On entering the Gallery it is clear that Nicola Tyson has a confident command of her materials, working fast and directly both on an almost monumental scale as well as through more intimate interrogation. This show is all about the portrait and the female form and whilst both accessible and compelling, the works draw the viewer in to unpick and scrutinise the why’s and how’s of approaching and informing a new image. Tyson’s forms emerge from space, the white ground is often left untouched. The positive forms are sometimes layered, cross hatched, dense and worked on clearly with some intensity. Others less so, the delicate lines create forms left almost in suspense, a trace implying androgynous forms part human, part animal, few grounded and many in flight. They remind me of Jung’s sense of the Animus, the unconscious ungendered psyche.
Tyson, born in the UK, now lives in upstate New York, where she lives on a farm surrounded by adopted animals including donkeys, bees and birds. She moved here when the costs of having a studio in Manhattan became too expensive and now seems somewhat content and at ease with her surrounds. Relationships between the landscape, animals and amorphous beings bleed into many of the works selected for this exhibition, in particular the large scale drawings titled The Selfies and The Secret, both made specifically for this show.

Tyson describes drawing as ‘mapping around with a pencil’ allowing the pencil to produce something from nothing with empowering results. Working quickly and intuitively allowing the pencil to work externally through how the body feels rather than looks from the outside, turns things inside out perhaps away from what we are so often trained to do.
With Tyson’s interrogation and pursuit of identity, gender politics and her own alleged trained male gaze there are equally a lot of questions remaining.

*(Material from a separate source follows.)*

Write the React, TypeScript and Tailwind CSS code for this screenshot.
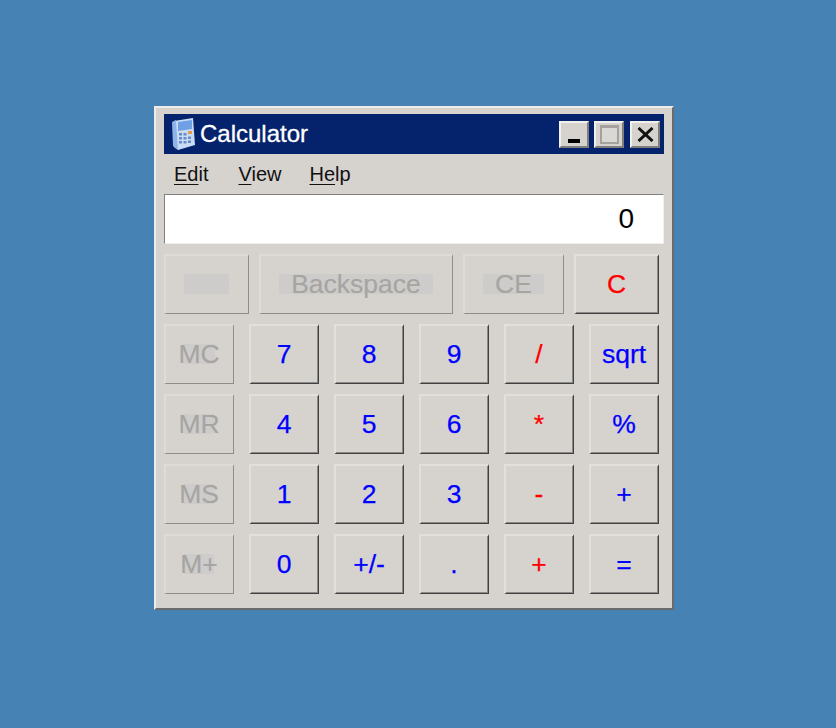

By using the hand to create images of the female form as a woman articulates the complexities of what it is to be human. This articulate enquiry both subverts and supports the exploration of sexuality through uncensored Drawing and we liked it, we liked it a lot it seems.
The pencil drawings in particular caught my eye – varying in scale from a series of fairly small works to enormous pieces around life-size –  all exquisitely drawn, in wide-ranging marks.  Her work does not make for easy viewing, some of it I found quite disturbing.  Many drawings contained female-like characters – limbs and body parts distorted and morphing into other worldly or animal-like parts.  Eyes were a key element, as was the gaze.  The figures seemed animated, controlling, odd – possibly malevolent – they had enormous presence on the paper.  Compositionally, they loomed large in the picture plane as if they may walk out of it at any time in a horrible nightmare-like scenario – there was much to take in.
Arlene Sharp Drawing 2
Extracts from essay by Mary Doyle and Agnieszka Gratza, Nicola Tyson: Beyond the Trace exhibition guide.
Follow up information:
The shape of things, an interview with Nicola Tyson by Jenny Bahn http://officemagazine.net/interview/shape-things
Image credit: Hayley Lock


Posted by author: Hayley Lock

2 thoughts on “Study visit review: Nicola Tyson.

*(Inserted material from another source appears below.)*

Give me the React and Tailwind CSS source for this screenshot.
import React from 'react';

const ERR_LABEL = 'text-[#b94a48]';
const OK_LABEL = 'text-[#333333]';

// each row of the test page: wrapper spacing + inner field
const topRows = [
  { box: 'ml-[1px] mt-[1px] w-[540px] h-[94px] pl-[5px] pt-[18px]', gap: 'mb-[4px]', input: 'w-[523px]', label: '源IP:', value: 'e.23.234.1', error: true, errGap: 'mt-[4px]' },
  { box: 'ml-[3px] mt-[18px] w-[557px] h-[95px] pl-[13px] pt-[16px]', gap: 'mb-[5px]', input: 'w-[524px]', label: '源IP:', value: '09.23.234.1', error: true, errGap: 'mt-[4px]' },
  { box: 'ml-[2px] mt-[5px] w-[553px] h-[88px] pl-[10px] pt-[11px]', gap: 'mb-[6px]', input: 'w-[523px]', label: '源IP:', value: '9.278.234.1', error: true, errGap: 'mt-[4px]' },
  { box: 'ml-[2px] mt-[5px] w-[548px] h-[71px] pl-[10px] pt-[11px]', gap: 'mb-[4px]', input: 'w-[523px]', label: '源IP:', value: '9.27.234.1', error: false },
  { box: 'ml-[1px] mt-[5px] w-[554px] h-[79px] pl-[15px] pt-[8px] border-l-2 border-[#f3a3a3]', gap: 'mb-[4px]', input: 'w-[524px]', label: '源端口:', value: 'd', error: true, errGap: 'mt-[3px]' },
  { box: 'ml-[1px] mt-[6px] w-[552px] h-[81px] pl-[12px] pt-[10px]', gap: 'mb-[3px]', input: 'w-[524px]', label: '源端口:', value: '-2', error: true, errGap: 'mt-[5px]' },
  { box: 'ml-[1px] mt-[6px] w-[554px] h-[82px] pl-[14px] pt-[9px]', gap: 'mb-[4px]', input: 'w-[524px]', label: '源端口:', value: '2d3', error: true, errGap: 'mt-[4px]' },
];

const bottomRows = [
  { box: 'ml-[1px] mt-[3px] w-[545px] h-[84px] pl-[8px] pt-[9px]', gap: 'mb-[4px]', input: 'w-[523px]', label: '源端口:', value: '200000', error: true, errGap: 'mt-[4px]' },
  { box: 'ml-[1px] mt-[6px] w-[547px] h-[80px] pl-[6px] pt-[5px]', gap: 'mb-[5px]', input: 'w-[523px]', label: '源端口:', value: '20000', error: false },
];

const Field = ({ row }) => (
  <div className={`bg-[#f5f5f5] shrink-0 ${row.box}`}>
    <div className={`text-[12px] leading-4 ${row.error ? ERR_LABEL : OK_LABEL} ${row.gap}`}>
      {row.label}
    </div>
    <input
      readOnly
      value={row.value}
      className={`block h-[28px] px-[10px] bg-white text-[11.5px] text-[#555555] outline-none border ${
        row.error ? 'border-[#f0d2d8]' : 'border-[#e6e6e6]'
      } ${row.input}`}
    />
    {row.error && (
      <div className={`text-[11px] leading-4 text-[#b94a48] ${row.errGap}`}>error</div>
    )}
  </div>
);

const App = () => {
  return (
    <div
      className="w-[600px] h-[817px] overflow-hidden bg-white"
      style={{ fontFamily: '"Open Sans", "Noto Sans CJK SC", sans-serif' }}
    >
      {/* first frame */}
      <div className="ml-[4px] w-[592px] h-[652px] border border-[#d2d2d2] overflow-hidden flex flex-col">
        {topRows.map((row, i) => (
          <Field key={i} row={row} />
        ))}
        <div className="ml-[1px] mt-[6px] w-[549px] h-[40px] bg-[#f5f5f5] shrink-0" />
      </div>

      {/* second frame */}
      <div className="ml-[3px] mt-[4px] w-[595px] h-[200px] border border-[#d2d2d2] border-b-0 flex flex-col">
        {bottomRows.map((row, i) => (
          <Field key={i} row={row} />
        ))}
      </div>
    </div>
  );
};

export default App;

  • Excellent post Hayley and really pleased to hear the Drawing study visit was so well attended. I too left the city for similar reasons to Tyson, looks like a really engaging show that I hope to see soon.

  • As a Drawing 1 student this study visit was very inspiring. Nicola Tyson’s drawings seem to grow organically on the paper, with the eye seemingly the starting point in many of the images. The other striking thing was the differences in scale between the large images of the female figure, which were almost the full length of the wall and the smaller more intimate drawings of birds, landscapes and the head.
    The Drawing Room was a great venue in that as it was not one of the big, crowd pulling exhibitions, Hayley was able to take us round the exhibition and we were able to talk about the images as a group as we viewed them rather than rely on a later discussion.
    Thank you to Hayley for leading an informative and inspiring visit.